_What this task involves_. Below is a listing to write out in full, exactly as given, without its pictures.
※ ※ ※
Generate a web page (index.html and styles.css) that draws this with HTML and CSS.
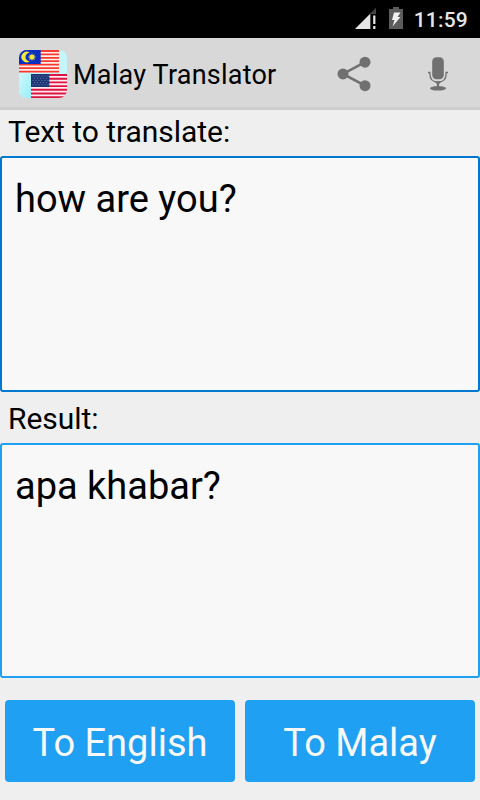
FILE: index.html
```html
<!DOCTYPE html>
<html lang="en">
<head>
    <meta charset="UTF-8">
    <meta name="viewport" content="width=device-width, initial-scale=1.0">
    <title>Malay Translator</title>
    <link rel="stylesheet" href="styles.css">
</head>
<body>
    <!-- Status Bar -->
    <div class="status-bar">
        <svg class="signal" width="22" height="22" viewBox="0 0 22 22">
            <path d="M21 0V21H0Z" fill="#444"/>
            <path d="M15.500 5.500V21H0Z" fill="#e6e6e6"/>
            <path d="M15.500 6h6v16h-6z" fill="#000"/>
            <path d="M15.500 6l5.500-6v6z" fill="#444"/>
            <path d="M18.200 7.500h2.200v8.500h-2.200zM18.200 18h2.200v3h-2.200z" fill="#e6e6e6"/>
        </svg>
        <svg class="battery" width="14" height="22" viewBox="0 0 14 22">
            <path d="M4 0h6v2h4v20H0V2h4z" fill="#5c5c5c"/>
            <path d="M5 5.500h6.500L8.500 10H11.500L3.500 19.500L5.500 13H3Z" fill="#f2f2f2"/>
        </svg>
        <span class="clock">11:59</span>
    </div>

    <!-- Action Bar -->
    <header class="action-bar">
        <svg class="logo" width="48" height="48" viewBox="0 0 48 48">
            <defs>
                <linearGradient id="sky" x1="0" y1="0" x2="1" y2="1">
                    <stop offset="0" stop-color="#d0f8fb"/>
                    <stop offset="1" stop-color="#98effa"/>
                </linearGradient>
                <clipPath id="rounded"><rect width="48" height="48" rx="8"/></clipPath>
            </defs>
            <g clip-path="url(#rounded)">
                <rect width="48" height="48" fill="#c4f6f9"/>
                <rect y="22" width="12" height="26" fill="url(#sky)"/>
                <!-- Malaysia -->
                <rect width="40" height="22.500" fill="#fff0e8"/>
                <path d="M0 1H40M0 4.400H40M0 7.800H40M0 11.200H40M0 14.600H40M0 18.100H40M0 21.600H40" stroke="#fa3832" stroke-width="1.800"/>
                <rect width="21.700" height="14" fill="#0b2fc0"/>
                <path d="M10.800 2.700A5.300 5.300 0 1 0 10.800 11.300A4.300 4.300 0 1 1 10.800 2.700Z" fill="#f2e83a"/>
                <path d="M13 3l.8 2.200 2.100-1-.9 2.100 2.300.7-2.300.8.9 2.100-2.100-1L13 11l-.8-2.100-2.100 1 .9-2.100L8.700 7l2.300-.7-.9-2.100 2.100 1z" fill="#f2e83a"/>
                <!-- United States -->
                <rect x="12" y="24" width="36" height="24" fill="#ffe9f0"/>
                <path d="M12 25H48M12 28.700H48M12 32.400H48M12 36.100H48M12 39.800H48M12 43.500H48M12 47.200H48" stroke="#dc143f" stroke-width="1.900"/>
                <rect x="12" y="24" width="18.300" height="13" fill="#1c3474"/>
                <path d="M13.500 26H30M15 28.200H30M13.500 30.400H30M15 32.600H30M13.500 34.800H30" stroke="#6f83b4" stroke-width="1" stroke-dasharray="1 2"/>
            </g>
        </svg>
        <h1>Malay Translator</h1>
        <svg class="share" width="34" height="36" viewBox="0 0 34 36">
            <path d="M28 6.200L6 17.900L28 29.700" fill="none" stroke="#707070" stroke-width="2.600"/>
            <circle cx="6" cy="17.900" r="5.500" fill="#707070"/>
            <circle cx="28" cy="6.200" r="5.500" fill="#707070"/>
            <circle cx="28" cy="29.700" r="5.500" fill="#707070"/>
        </svg>
        <svg class="mic" width="20" height="36" viewBox="0 0 20 36">
            <rect x="4.200" y="1.200" width="11.600" height="22" rx="4.200" fill="#707070"/>
            <path d="M0 16.500H1.900V18C1.900 23 5 26 10 26S18.100 23 18.100 18V16.500H20" fill="none" stroke="#707070" stroke-width="1.300"/>
            <path d="M6.500 25.500h7l-2.400 2.500v3H8.900v-3z" fill="#707070"/>
            <ellipse cx="10" cy="32.300" rx="8" ry="2.300" fill="#707070"/>
        </svg>
    </header>

    <!-- Translator -->
    <main>
        <div class="label">Text to translate:</div>
        <div class="text-box focused">how are you?</div>
        <div class="label">Result:</div>
        <div class="text-box">apa khabar?</div>
        <div class="buttons">
            <button id="englishBtn">To English</button>
            <button id="malayBtn">To Malay</button>
        </div>
    </main>
</body>
</html>
```
FILE: styles.css
```css
* {
    box-sizing: border-box;
}

body {
    font-family: Roboto, sans-serif;
    background-color: #efefef;
    color: #000;
    height: 800px;
    margin: 0;
    overflow: hidden;
}

/* Status Bar */
.status-bar {
    display: flex;
    justify-content: flex-end;
    height: 38px;
    padding: 8px 12px 0 0;
    background-color: #000;
}

.battery {
    margin: -1px 11px 0 12px;
}

.clock {
    color: #e6e6e6;
    font-size: 21px;
    font-weight: 500;
    letter-spacing: 0.2px;
    line-height: 24px;
}

/* Action Bar */
.action-bar {
    display: flex;
    align-items: center;
    height: 72px;
    padding: 0 32px 0 19px;
    background-color: #d8d8d8;
    border-bottom: 3px solid #cecece;
}

.logo {
    margin-top: 3px;
}

h1 {
    flex: 1;
    margin: 5px 0 0 6px;
    font-size: 27px;
    font-weight: 400;
    letter-spacing: 0.22px;
    line-height: 32px;
}

.share {
    margin: 3px 57px 0 0;
}

.mic {
    margin-top: 3px;
}

/* Translator */
.label {
    height: 46px;
    padding: 4px 8px 0;
    font-size: 30px;
    letter-spacing: -0.04px;
    line-height: 36px;
}

.text-box {
    height: 235px;
    margin-bottom: 5px;
    padding: 19px 13px;
    border: 2px solid #20a0f2;
    border-radius: 3px;
    background-color: #f8f8f8;
    font-size: 38px;
    line-height: 45px;
}

.text-box.focused {
    height: 236px;
    border-color: #0078d0;
}

.buttons {
    display: flex;
    gap: 10px;
    padding: 17px 5px 0;
}

button {
    flex: 1;
    height: 82px;
    padding: 4px 0 0;
    border: none;
    border-radius: 4px;
    background-color: #20a0f2;
    color: #f8f8f8;
    font-family: inherit;
    font-size: 38px;
    cursor: pointer;
}
```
※ ※ ※
_Full output_.
Generate a web page (index.html and styles.css) that draws this with HTML and CSS.
FILE: index.html
```html
<!DOCTYPE html>
<html lang="en">
<head>
    <meta charset="UTF-8">
    <meta name="viewport" content="width=device-width, initial-scale=1.0">
    <title>Malay Translator</title>
    <link rel="stylesheet" href="styles.css">
</head>
<body>
    <!-- Status Bar -->
    <div class="status-bar">
        <svg class="signal" width="22" height="22" viewBox="0 0 22 22">
            <path d="M21 0V21H0Z" fill="#444"/>
            <path d="M15.500 5.500V21H0Z" fill="#e6e6e6"/>
            <path d="M15.500 6h6v16h-6z" fill="#000"/>
            <path d="M15.500 6l5.500-6v6z" fill="#444"/>
            <path d="M18.200 7.500h2.200v8.500h-2.200zM18.200 18h2.200v3h-2.200z" fill="#e6e6e6"/>
        </svg>
        <svg class="battery" width="14" height="22" viewBox="0 0 14 22">
            <path d="M4 0h6v2h4v20H0V2h4z" fill="#5c5c5c"/>
            <path d="M5 5.500h6.500L8.500 10H11.500L3.500 19.500L5.500 13H3Z" fill="#f2f2f2"/>
        </svg>
        <span class="clock">11:59</span>
    </div>

    <!-- Action Bar -->
    <header class="action-bar">
        <svg class="logo" width="48" height="48" viewBox="0 0 48 48">
            <defs>
                <linearGradient id="sky" x1="0" y1="0" x2="1" y2="1">
                    <stop offset="0" stop-color="#d0f8fb"/>
                    <stop offset="1" stop-color="#98effa"/>
                </linearGradient>
                <clipPath id="rounded"><rect width="48" height="48" rx="8"/></clipPath>
            </defs>
            <g clip-path="url(#rounded)">
                <rect width="48" height="48" fill="#c4f6f9"/>
                <rect y="22" width="12" height="26" fill="url(#sky)"/>
                <!-- Malaysia -->
                <rect width="40" height="22.500" fill="#fff0e8"/>
                <path d="M0 1H40M0 4.400H40M0 7.800H40M0 11.200H40M0 14.600H40M0 18.100H40M0 21.600H40" stroke="#fa3832" stroke-width="1.800"/>
                <rect width="21.700" height="14" fill="#0b2fc0"/>
                <path d="M10.800 2.700A5.300 5.300 0 1 0 10.800 11.300A4.300 4.300 0 1 1 10.800 2.700Z" fill="#f2e83a"/>
                <path d="M13 3l.8 2.200 2.100-1-.9 2.100 2.300.7-2.300.8.9 2.100-2.100-1L13 11l-.8-2.100-2.100 1 .9-2.100L8.700 7l2.300-.7-.9-2.100 2.100 1z" fill="#f2e83a"/>
                <!-- United States -->
                <rect x="12" y="24" width="36" height="24" fill="#ffe9f0"/>
                <path d="M12 25H48M12 28.700H48M12 32.400H48M12 36.100H48M12 39.800H48M12 43.500H48M12 47.200H48" stroke="#dc143f" stroke-width="1.900"/>
                <rect x="12" y="24" width="18.300" height="13" fill="#1c3474"/>
                <path d="M13.500 26H30M15 28.200H30M13.500 30.400H30M15 32.600H30M13.500 34.800H30" stroke="#6f83b4" stroke-width="1" stroke-dasharray="1 2"/>
            </g>
        </svg>
        <h1>Malay Translator</h1>
        <svg class="share" width="34" height="36" viewBox="0 0 34 36">
            <path d="M28 6.200L6 17.900L28 29.700" fill="none" stroke="#707070" stroke-width="2.600"/>
            <circle cx="6" cy="17.900" r="5.500" fill="#707070"/>
            <circle cx="28" cy="6.200" r="5.500" fill="#707070"/>
            <circle cx="28" cy="29.700" r="5.500" fill="#707070"/>
        </svg>
        <svg class="mic" width="20" height="36" viewBox="0 0 20 36">
            <rect x="4.200" y="1.200" width="11.600" height="22" rx="4.200" fill="#707070"/>
            <path d="M0 16.500H1.900V18C1.900 23 5 26 10 26S18.100 23 18.100 18V16.500H20" fill="none" stroke="#707070" stroke-width="1.300"/>
            <path d="M6.500 25.500h7l-2.400 2.500v3H8.900v-3z" fill="#707070"/>
            <ellipse cx="10" cy="32.300" rx="8" ry="2.300" fill="#707070"/>
        </svg>
    </header>

    <!-- Translator -->
    <main>
        <div class="label">Text to translate:</div>
        <div class="text-box focused">how are you?</div>
        <div class="label">Result:</div>
        <div class="text-box">apa khabar?</div>
        <div class="buttons">
            <button id="englishBtn">To English</button>
            <button id="malayBtn">To Malay</button>
        </div>
    </main>
</body>
</html>
```
FILE: styles.css
```css
* {
    box-sizing: border-box;
}

body {
    font-family: Roboto, sans-serif;
    background-color: #efefef;
    color: #000;
    height: 800px;
    margin: 0;
    overflow: hidden;
}

/* Status Bar */
.status-bar {
    display: flex;
    justify-content: flex-end;
    height: 38px;
    padding: 8px 12px 0 0;
    background-color: #000;
}

.battery {
    margin: -1px 11px 0 12px;
}

.clock {
    color: #e6e6e6;
    font-size: 21px;
    font-weight: 500;
    letter-spacing: 0.2px;
    line-height: 24px;
}

/* Action Bar */
.action-bar {
    display: flex;
    align-items: center;
    height: 72px;
    padding: 0 32px 0 19px;
    background-color: #d8d8d8;
    border-bottom: 3px solid #cecece;
}

.logo {
    margin-top: 3px;
}

h1 {
    flex: 1;
    margin: 5px 0 0 6px;
    font-size: 27px;
    font-weight: 400;
    letter-spacing: 0.22px;
    line-height: 32px;
}

.share {
    margin: 3px 57px 0 0;
}

.mic {
    margin-top: 3px;
}

/* Translator */
.label {
    height: 46px;
    padding: 4px 8px 0;
    font-size: 30px;
    letter-spacing: -0.04px;
    line-height: 36px;
}

.text-box {
    height: 235px;
    margin-bottom: 5px;
    padding: 19px 13px;
    border: 2px solid #20a0f2;
    border-radius: 3px;
    background-color: #f8f8f8;
    font-size: 38px;
    line-height: 45px;
}

.text-box.focused {
    height: 236px;
    border-color: #0078d0;
}

.buttons {
    display: flex;
    gap: 10px;
    padding: 17px 5px 0;
}

button {
    flex: 1;
    height: 82px;
    padding: 4px 0 0;
    border: none;
    border-radius: 4px;
    background-color: #20a0f2;
    color: #f8f8f8;
    font-family: inherit;
    font-size: 38px;
    cursor: pointer;
}
```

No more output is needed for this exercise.